Hyperscaler spending scrutiny: why AI capex guidance is the real catalyst this earnings season
- itay5873
- 3 days ago
- 2 min read

US equity markets are entering an earnings phase where investor focus is shifting away from headlines and into execution. For much of the past year, the AI narrative has carried technology valuations higher, with traders rewarding companies positioned as infrastructure winners. But as expectations rise, markets are becoming less interested in broad optimism and more focused on one key variable: hyperscaler capital spending guidance.
The reason is simple. The largest technology platforms are not just beneficiaries of the AI boom, they are its engine. Spending plans from companies building data centers, cloud infrastructure, and AI compute capacity influence the revenue outlook for semiconductors, networking, power management, cooling, and software stacks. A small change in spending guidance can ripple through multiple sectors and trigger aggressive repricing across the market.
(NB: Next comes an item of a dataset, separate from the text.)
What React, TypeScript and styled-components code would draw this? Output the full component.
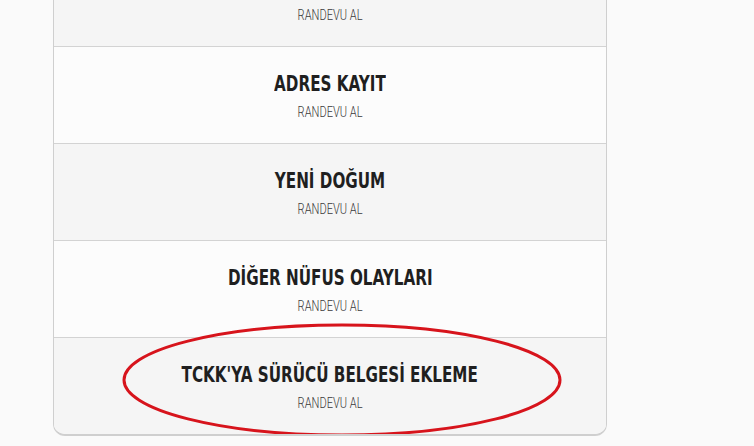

This makes the current earnings season unusually sensitive. Investors want confirmation that AI investment is continuing at scale and that demand remains strong enough to justify the aggressive buildout. If guidance signals that spending remains elevated, it strengthens confidence in the broader AI supply chain and supports high valuation multiples across tech leadership. If guidance suggests moderation, a delay in projects, or increased discipline, the market may treat that as a warning that the AI cycle is maturing faster than expected.
The underlying tension comes from the economics of AI infrastructure. Building AI capacity requires enormous up front investment. Companies spend heavily before monetization is fully visible. As a result, investors are watching operating margin pressure and free cash flow dynamics closely. Even if revenue continues to grow, weak profitability trends can change sentiment quickly when valuation is already stretched.
Another issue is competition. Hyperscalers are racing to build capacity, but they are also racing against each other. That can create risk of overbuilding. If market leaders expand infrastructure too aggressively, the industry may face underutilization or pricing pressure later. Investors are now more willing to ask whether AI spending is generating strong enough returns, and whether the demand curve is sustainable or front loaded.
This is why the broader stock market is reacting to hyperscaler commentary even more than it reacts to traditional economic data. Indices such as the Nasdaq carry significant exposure to the AI ecosystem, and an earnings driven shift in sentiment can move the entire index, not just individual names. In this environment, the strongest market catalyst is not a macro surprise. It is confirmation or disappointment in guidance.
Overall, hyperscaler spending has become the clearest signal for the next phase of the AI cycle. Traders are no longer asking whether AI matters. They are asking how long the spending wave lasts, how profitable it becomes, and which companies will capture durable value as the industry moves from growth excitement into performance proof.